**JOB:**
Select the lines below containing the word "html".

**DATA RECORDS:**
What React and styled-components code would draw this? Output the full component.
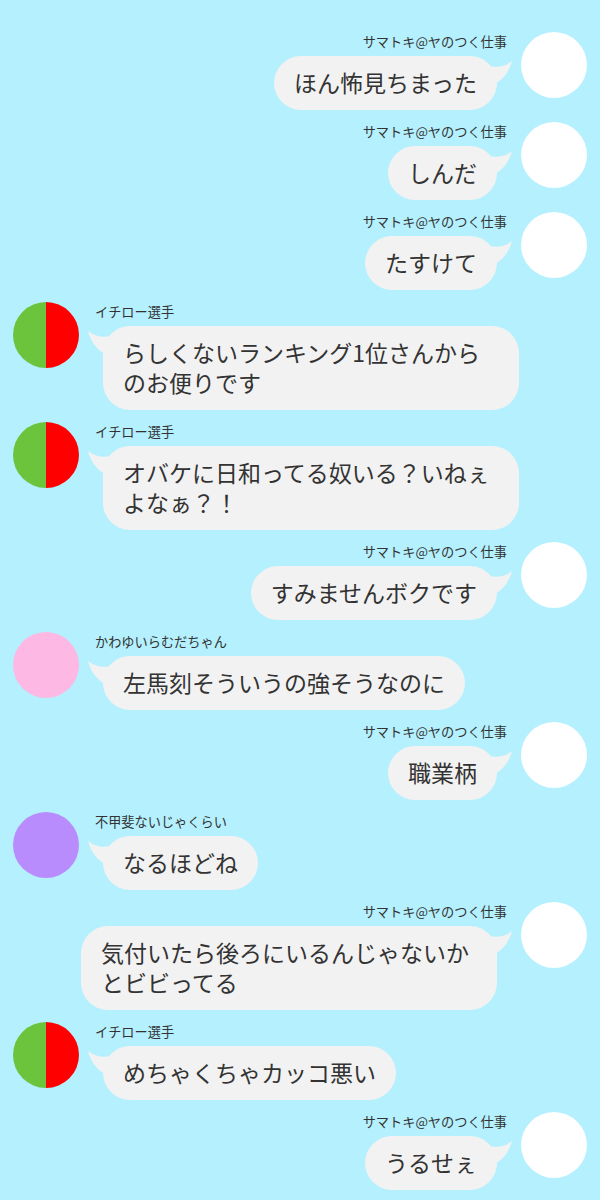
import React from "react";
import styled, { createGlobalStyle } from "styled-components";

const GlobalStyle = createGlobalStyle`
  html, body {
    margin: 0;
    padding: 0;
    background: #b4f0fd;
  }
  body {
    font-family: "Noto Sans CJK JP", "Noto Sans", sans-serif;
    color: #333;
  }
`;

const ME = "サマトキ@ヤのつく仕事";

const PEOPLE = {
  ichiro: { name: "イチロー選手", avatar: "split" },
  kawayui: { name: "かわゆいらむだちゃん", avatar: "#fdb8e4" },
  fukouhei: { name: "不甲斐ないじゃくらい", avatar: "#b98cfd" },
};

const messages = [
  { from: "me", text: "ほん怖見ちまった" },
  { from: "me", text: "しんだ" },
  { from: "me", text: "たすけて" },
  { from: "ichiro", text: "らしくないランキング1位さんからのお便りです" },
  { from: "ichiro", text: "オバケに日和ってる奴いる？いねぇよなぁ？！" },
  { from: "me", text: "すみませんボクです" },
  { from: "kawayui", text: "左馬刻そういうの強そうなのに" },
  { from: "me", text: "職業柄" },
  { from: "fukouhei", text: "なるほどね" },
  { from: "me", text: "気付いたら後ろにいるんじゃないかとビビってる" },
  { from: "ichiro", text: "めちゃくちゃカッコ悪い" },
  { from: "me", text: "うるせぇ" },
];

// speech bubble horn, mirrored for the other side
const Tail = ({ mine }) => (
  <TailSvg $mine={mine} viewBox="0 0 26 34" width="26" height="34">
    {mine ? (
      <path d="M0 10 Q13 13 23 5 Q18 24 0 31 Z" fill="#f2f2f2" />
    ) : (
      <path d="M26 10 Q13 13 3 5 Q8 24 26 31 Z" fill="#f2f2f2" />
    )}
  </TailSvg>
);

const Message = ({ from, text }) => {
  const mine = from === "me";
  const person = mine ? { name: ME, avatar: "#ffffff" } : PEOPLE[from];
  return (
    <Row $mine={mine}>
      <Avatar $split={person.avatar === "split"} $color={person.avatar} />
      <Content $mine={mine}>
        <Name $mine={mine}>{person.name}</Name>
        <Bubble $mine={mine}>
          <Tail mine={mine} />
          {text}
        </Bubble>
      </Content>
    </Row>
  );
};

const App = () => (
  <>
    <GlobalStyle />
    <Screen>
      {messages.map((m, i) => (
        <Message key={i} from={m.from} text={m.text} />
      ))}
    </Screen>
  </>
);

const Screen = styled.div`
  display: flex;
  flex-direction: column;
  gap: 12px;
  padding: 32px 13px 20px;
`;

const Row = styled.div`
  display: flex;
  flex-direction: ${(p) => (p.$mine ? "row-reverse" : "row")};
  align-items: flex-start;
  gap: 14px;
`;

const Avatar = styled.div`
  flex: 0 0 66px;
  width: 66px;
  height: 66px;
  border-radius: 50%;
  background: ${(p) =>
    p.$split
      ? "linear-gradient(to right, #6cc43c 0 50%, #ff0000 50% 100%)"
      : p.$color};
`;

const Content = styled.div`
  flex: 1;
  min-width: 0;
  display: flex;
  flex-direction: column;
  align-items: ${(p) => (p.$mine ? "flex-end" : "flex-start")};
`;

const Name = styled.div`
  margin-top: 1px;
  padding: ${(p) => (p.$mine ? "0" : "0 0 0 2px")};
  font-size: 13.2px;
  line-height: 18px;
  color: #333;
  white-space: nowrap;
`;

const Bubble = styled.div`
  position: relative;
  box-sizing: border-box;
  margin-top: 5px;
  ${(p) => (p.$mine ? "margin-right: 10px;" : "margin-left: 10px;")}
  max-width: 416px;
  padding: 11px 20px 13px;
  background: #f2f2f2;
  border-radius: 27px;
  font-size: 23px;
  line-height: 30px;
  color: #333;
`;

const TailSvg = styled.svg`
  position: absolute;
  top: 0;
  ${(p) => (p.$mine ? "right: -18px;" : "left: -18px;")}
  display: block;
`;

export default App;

---

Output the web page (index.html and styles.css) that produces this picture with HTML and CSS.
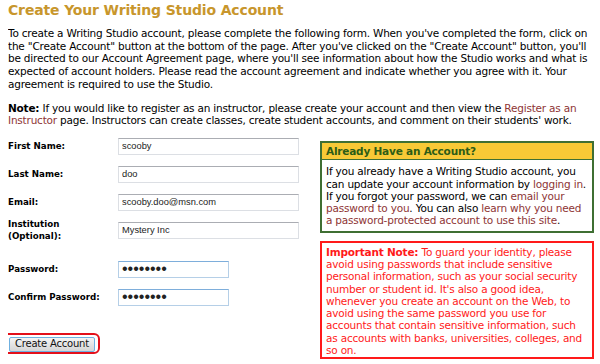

**ANSWER TO THIS PROBLEM:**
  html, body {
Output the web page (index.html and styles.css) that produces this picture with HTML and CSS.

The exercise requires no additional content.